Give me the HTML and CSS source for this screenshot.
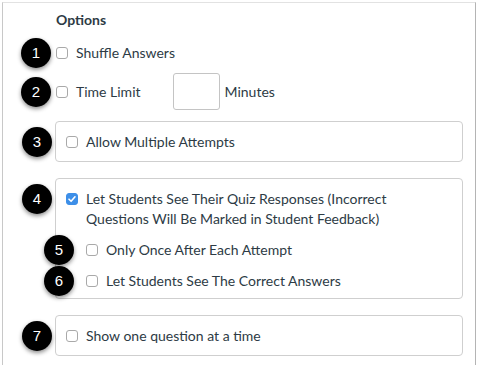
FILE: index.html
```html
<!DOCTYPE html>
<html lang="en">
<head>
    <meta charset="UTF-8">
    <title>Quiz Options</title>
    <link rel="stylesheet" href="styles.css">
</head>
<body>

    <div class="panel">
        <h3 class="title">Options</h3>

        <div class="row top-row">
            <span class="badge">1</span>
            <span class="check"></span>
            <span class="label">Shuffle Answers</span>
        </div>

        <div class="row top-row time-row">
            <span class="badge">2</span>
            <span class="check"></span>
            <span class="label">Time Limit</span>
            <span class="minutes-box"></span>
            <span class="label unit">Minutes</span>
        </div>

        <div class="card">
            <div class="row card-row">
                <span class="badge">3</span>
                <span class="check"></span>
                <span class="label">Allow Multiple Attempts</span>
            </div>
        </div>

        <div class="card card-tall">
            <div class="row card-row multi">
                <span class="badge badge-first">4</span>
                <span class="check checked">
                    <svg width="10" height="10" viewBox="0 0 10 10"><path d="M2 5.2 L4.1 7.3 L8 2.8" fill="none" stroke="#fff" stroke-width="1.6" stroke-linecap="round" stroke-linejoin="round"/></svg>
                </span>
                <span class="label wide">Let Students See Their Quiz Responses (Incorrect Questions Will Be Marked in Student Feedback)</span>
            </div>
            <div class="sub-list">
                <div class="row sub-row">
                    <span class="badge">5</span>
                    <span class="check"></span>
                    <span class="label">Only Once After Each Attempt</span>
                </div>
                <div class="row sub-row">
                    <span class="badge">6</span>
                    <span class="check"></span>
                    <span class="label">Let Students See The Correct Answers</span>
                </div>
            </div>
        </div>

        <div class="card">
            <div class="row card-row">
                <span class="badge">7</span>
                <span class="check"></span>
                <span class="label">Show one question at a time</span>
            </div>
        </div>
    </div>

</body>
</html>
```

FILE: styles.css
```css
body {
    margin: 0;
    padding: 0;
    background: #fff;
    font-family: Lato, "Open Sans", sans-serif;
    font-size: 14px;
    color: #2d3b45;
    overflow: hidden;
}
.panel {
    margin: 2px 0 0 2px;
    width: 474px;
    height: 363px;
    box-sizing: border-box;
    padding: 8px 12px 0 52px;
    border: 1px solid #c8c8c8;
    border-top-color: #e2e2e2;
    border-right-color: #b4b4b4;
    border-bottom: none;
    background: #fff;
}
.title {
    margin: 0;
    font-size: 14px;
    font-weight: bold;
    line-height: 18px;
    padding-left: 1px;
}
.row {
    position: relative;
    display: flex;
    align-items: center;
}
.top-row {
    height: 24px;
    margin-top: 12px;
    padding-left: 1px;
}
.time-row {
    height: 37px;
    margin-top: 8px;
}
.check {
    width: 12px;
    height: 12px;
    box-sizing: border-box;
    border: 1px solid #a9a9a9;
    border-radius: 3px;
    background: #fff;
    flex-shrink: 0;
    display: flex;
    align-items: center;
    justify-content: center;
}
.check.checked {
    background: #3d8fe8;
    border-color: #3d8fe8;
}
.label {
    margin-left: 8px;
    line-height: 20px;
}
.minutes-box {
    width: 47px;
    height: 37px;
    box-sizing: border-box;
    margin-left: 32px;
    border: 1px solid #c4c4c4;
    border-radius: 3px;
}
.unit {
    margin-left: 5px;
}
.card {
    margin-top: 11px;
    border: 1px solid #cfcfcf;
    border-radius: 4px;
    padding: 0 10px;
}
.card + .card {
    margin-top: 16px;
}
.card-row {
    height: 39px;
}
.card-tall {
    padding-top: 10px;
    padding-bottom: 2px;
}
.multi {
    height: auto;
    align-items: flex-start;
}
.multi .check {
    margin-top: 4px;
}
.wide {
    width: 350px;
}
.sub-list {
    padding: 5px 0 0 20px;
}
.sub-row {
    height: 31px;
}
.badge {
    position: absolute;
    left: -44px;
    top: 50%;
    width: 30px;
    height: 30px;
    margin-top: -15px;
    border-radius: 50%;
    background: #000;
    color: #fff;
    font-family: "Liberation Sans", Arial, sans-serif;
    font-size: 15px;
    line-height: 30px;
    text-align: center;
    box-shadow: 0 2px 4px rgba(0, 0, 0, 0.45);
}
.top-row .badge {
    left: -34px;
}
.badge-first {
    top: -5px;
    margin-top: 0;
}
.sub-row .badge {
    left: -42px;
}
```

==============================

• **WRITTEN PROBLEM**: Copy each line exactly, and leave the pictures out of your copy.

• **OUTPUT BELOW**:
Give me the HTML and CSS source for this screenshot.
FILE: index.html
```html
<!DOCTYPE html>
<html lang="en">
<head>
    <meta charset="UTF-8">
    <title>Quiz Options</title>
    <link rel="stylesheet" href="styles.css">
</head>
<body>

    <div class="panel">
        <h3 class="title">Options</h3>

        <div class="row top-row">
            <span class="badge">1</span>
            <span class="check"></span>
            <span class="label">Shuffle Answers</span>
        </div>

        <div class="row top-row time-row">
            <span class="badge">2</span>
            <span class="check"></span>
            <span class="label">Time Limit</span>
            <span class="minutes-box"></span>
            <span class="label unit">Minutes</span>
        </div>

        <div class="card">
            <div class="row card-row">
                <span class="badge">3</span>
                <span class="check"></span>
                <span class="label">Allow Multiple Attempts</span>
            </div>
        </div>

        <div class="card card-tall">
            <div class="row card-row multi">
                <span class="badge badge-first">4</span>
                <span class="check checked">
                    <svg width="10" height="10" viewBox="0 0 10 10"><path d="M2 5.2 L4.1 7.3 L8 2.8" fill="none" stroke="#fff" stroke-width="1.6" stroke-linecap="round" stroke-linejoin="round"/></svg>
                </span>
                <span class="label wide">Let Students See Their Quiz Responses (Incorrect Questions Will Be Marked in Student Feedback)</span>
            </div>
            <div class="sub-list">
                <div class="row sub-row">
                    <span class="badge">5</span>
                    <span class="check"></span>
                    <span class="label">Only Once After Each Attempt</span>
                </div>
                <div class="row sub-row">
                    <span class="badge">6</span>
                    <span class="check"></span>
                    <span class="label">Let Students See The Correct Answers</span>
                </div>
            </div>
        </div>

        <div class="card">
            <div class="row card-row">
                <span class="badge">7</span>
                <span class="check"></span>
                <span class="label">Show one question at a time</span>
            </div>
        </div>
    </div>

</body>
</html>
```

FILE: styles.css
```css
body {
    margin: 0;
    padding: 0;
    background: #fff;
    font-family: Lato, "Open Sans", sans-serif;
    font-size: 14px;
    color: #2d3b45;
    overflow: hidden;
}
.panel {
    margin: 2px 0 0 2px;
    width: 474px;
    height: 363px;
    box-sizing: border-box;
    padding: 8px 12px 0 52px;
    border: 1px solid #c8c8c8;
    border-top-color: #e2e2e2;
    border-right-color: #b4b4b4;
    border-bottom: none;
    background: #fff;
}
.title {
    margin: 0;
    font-size: 14px;
    font-weight: bold;
    line-height: 18px;
    padding-left: 1px;
}
.row {
    position: relative;
    display: flex;
    align-items: center;
}
.top-row {
    height: 24px;
    margin-top: 12px;
    padding-left: 1px;
}
.time-row {
    height: 37px;
    margin-top: 8px;
}
.check {
    width: 12px;
    height: 12px;
    box-sizing: border-box;
    border: 1px solid #a9a9a9;
    border-radius: 3px;
    background: #fff;
    flex-shrink: 0;
    display: flex;
    align-items: center;
    justify-content: center;
}
.check.checked {
    background: #3d8fe8;
    border-color: #3d8fe8;
}
.label {
    margin-left: 8px;
    line-height: 20px;
}
.minutes-box {
    width: 47px;
    height: 37px;
    box-sizing: border-box;
    margin-left: 32px;
    border: 1px solid #c4c4c4;
    border-radius: 3px;
}
.unit {
    margin-left: 5px;
}
.card {
    margin-top: 11px;
    border: 1px solid #cfcfcf;
    border-radius: 4px;
    padding: 0 10px;
}
.card + .card {
    margin-top: 16px;
}
.card-row {
    height: 39px;
}
.card-tall {
    padding-top: 10px;
    padding-bottom: 2px;
}
.multi {
    height: auto;
    align-items: flex-start;
}
.multi .check {
    margin-top: 4px;
}
.wide {
    width: 350px;
}
.sub-list {
    padding: 5px 0 0 20px;
}
.sub-row {
    height: 31px;
}
.badge {
    position: absolute;
    left: -44px;
    top: 50%;
    width: 30px;
    height: 30px;
    margin-top: -15px;
    border-radius: 50%;
    background: #000;
    color: #fff;
    font-family: "Liberation Sans", Arial, sans-serif;
    font-size: 15px;
    line-height: 30px;
    text-align: center;
    box-shadow: 0 2px 4px rgba(0, 0, 0, 0.45);
}
.top-row .badge {
    left: -34px;
}
.badge-first {
    top: -5px;
    margin-top: 0;
}
.sub-row .badge {
    left: -42px;
}
```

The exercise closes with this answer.